** START OF Records provided **
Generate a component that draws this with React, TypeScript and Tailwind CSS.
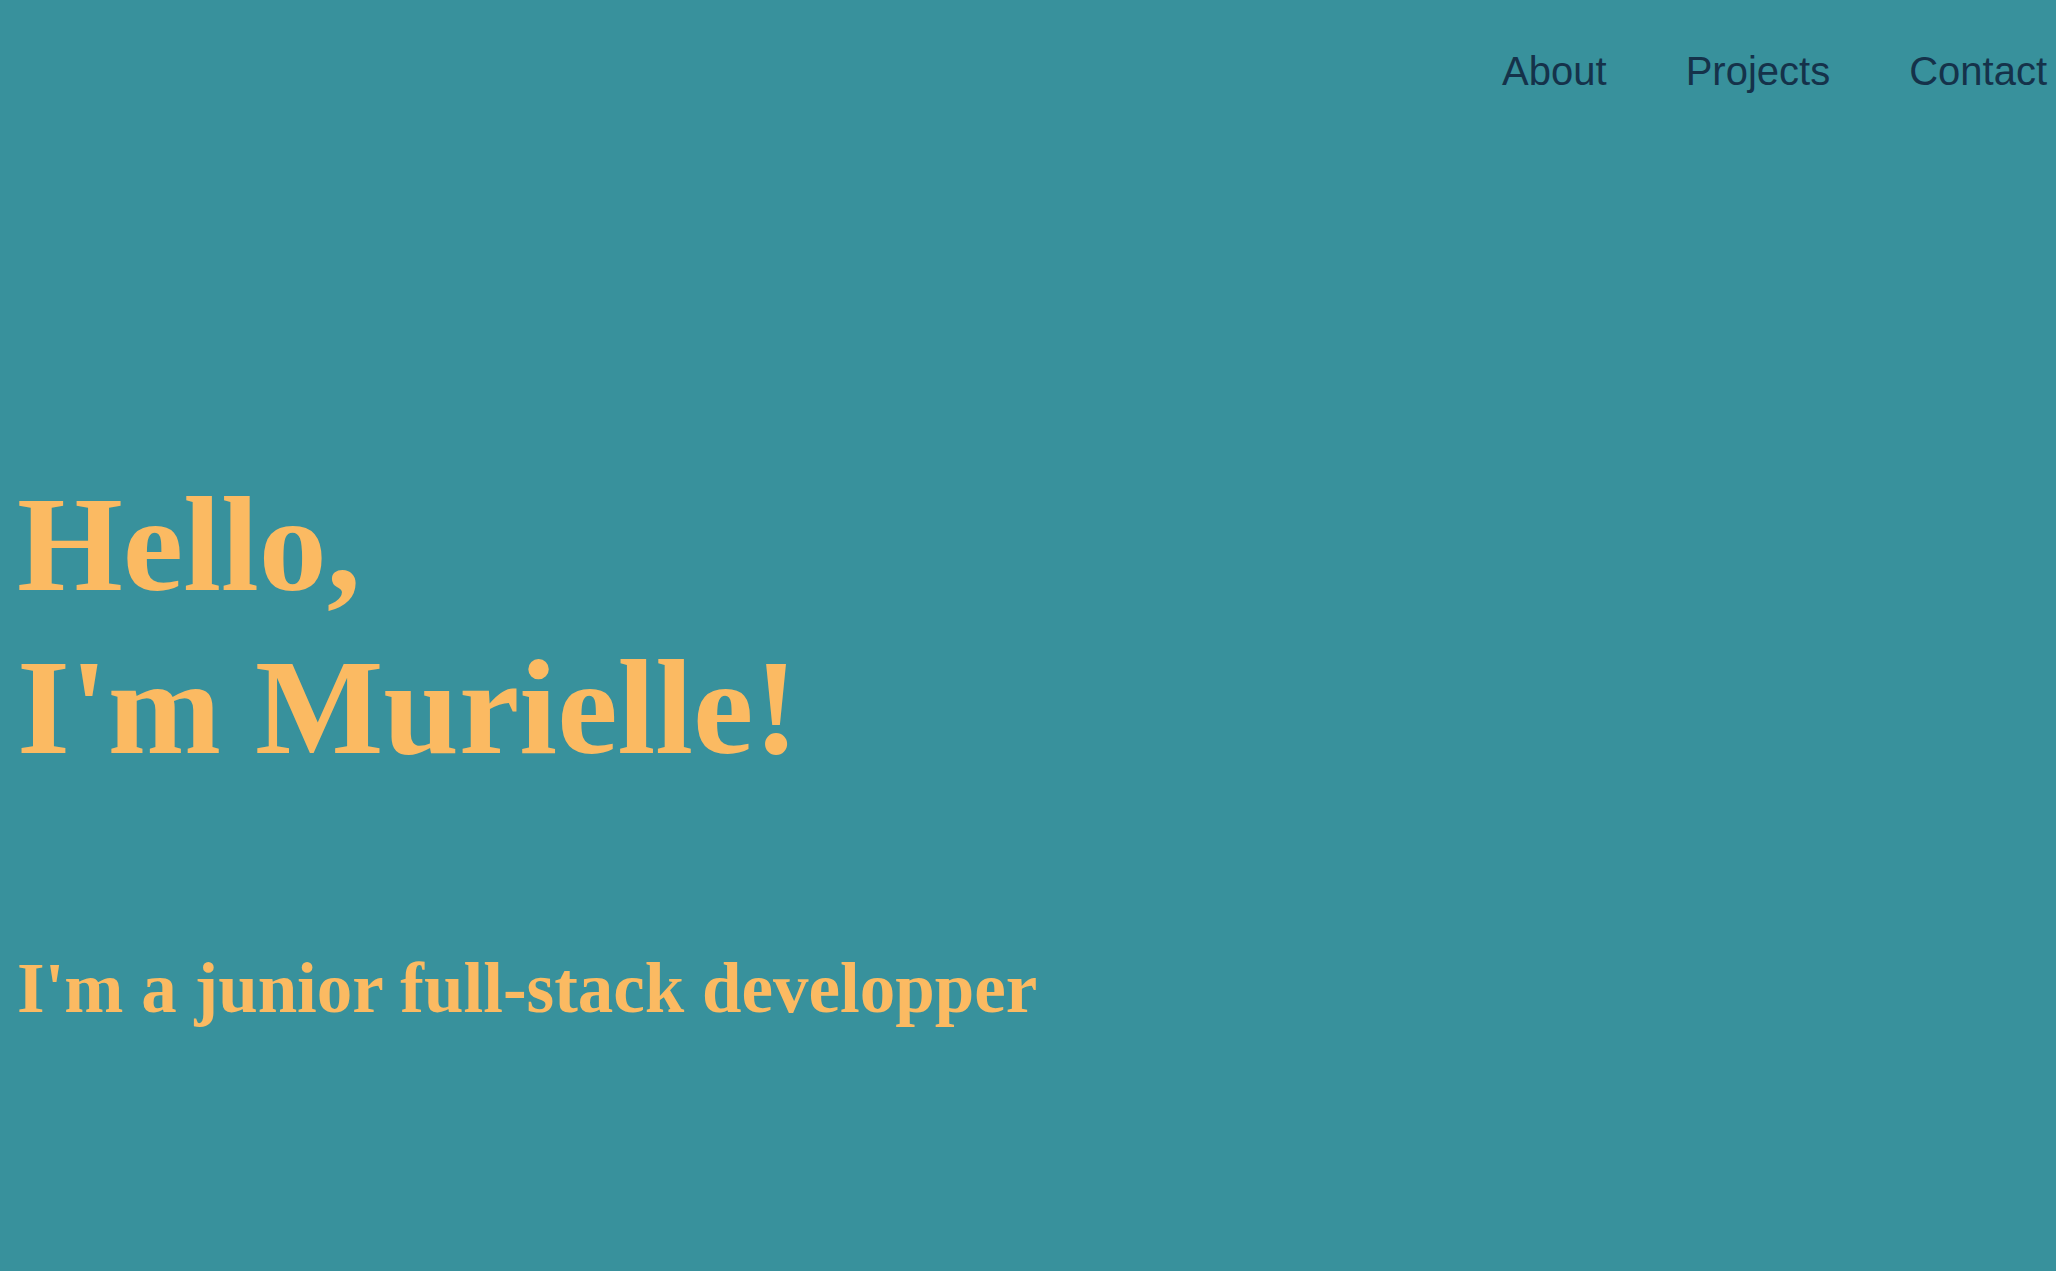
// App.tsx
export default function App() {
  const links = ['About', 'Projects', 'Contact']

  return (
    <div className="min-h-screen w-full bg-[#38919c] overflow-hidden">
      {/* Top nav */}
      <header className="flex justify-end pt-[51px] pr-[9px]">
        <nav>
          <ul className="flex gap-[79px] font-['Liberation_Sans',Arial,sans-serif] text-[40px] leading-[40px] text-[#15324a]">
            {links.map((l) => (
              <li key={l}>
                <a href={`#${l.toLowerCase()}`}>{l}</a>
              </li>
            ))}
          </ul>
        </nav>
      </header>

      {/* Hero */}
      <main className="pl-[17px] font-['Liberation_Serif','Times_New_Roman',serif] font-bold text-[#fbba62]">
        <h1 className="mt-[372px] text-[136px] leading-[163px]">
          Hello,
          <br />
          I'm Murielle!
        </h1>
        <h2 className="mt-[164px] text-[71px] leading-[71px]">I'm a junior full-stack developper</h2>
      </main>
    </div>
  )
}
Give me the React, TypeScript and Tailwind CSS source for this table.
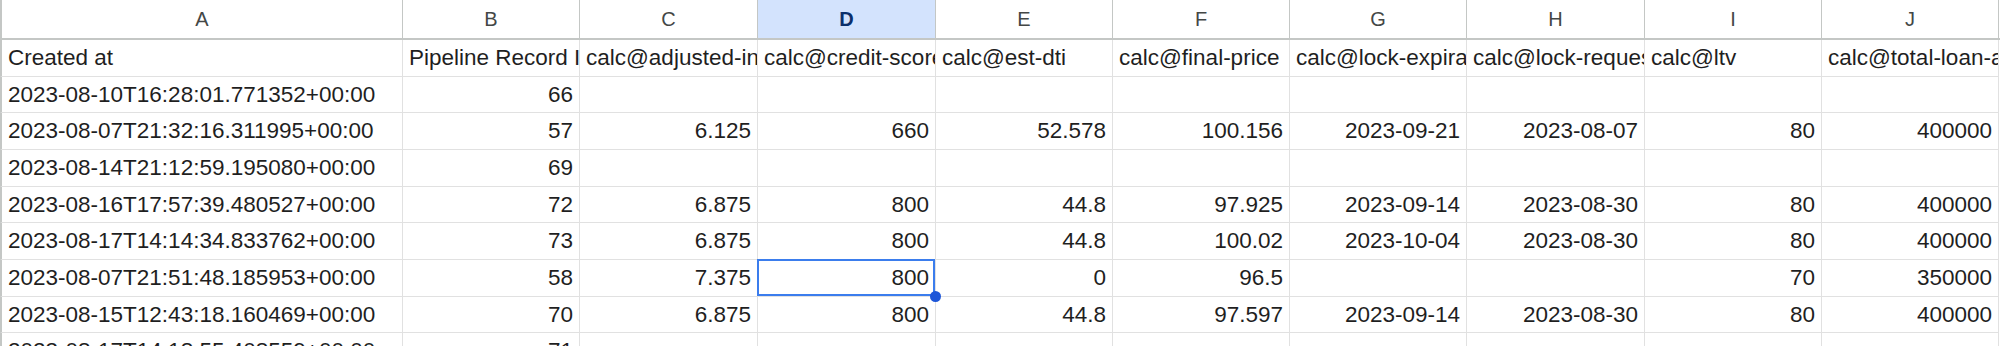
** END OF Records provided **
To be done:
Copy the listing over exactly, skipping the pictures it holds.

Correct answer:
Generate a component that draws this with React, TypeScript and Tailwind CSS.
// App.tsx
export default function App() {
  const links = ['About', 'Projects', 'Contact']

  return (
    <div className="min-h-screen w-full bg-[#38919c] overflow-hidden">
      {/* Top nav */}
      <header className="flex justify-end pt-[51px] pr-[9px]">
        <nav>
          <ul className="flex gap-[79px] font-['Liberation_Sans',Arial,sans-serif] text-[40px] leading-[40px] text-[#15324a]">
            {links.map((l) => (
              <li key={l}>
                <a href={`#${l.toLowerCase()}`}>{l}</a>
              </li>
            ))}
          </ul>
        </nav>
      </header>

      {/* Hero */}
      <main className="pl-[17px] font-['Liberation_Serif','Times_New_Roman',serif] font-bold text-[#fbba62]">
        <h1 className="mt-[372px] text-[136px] leading-[163px]">
          Hello,
          <br />
          I'm Murielle!
        </h1>
        <h2 className="mt-[164px] text-[71px] leading-[71px]">I'm a junior full-stack developper</h2>
      </main>
    </div>
  )
}
Give me the React, TypeScript and Tailwind CSS source for this table.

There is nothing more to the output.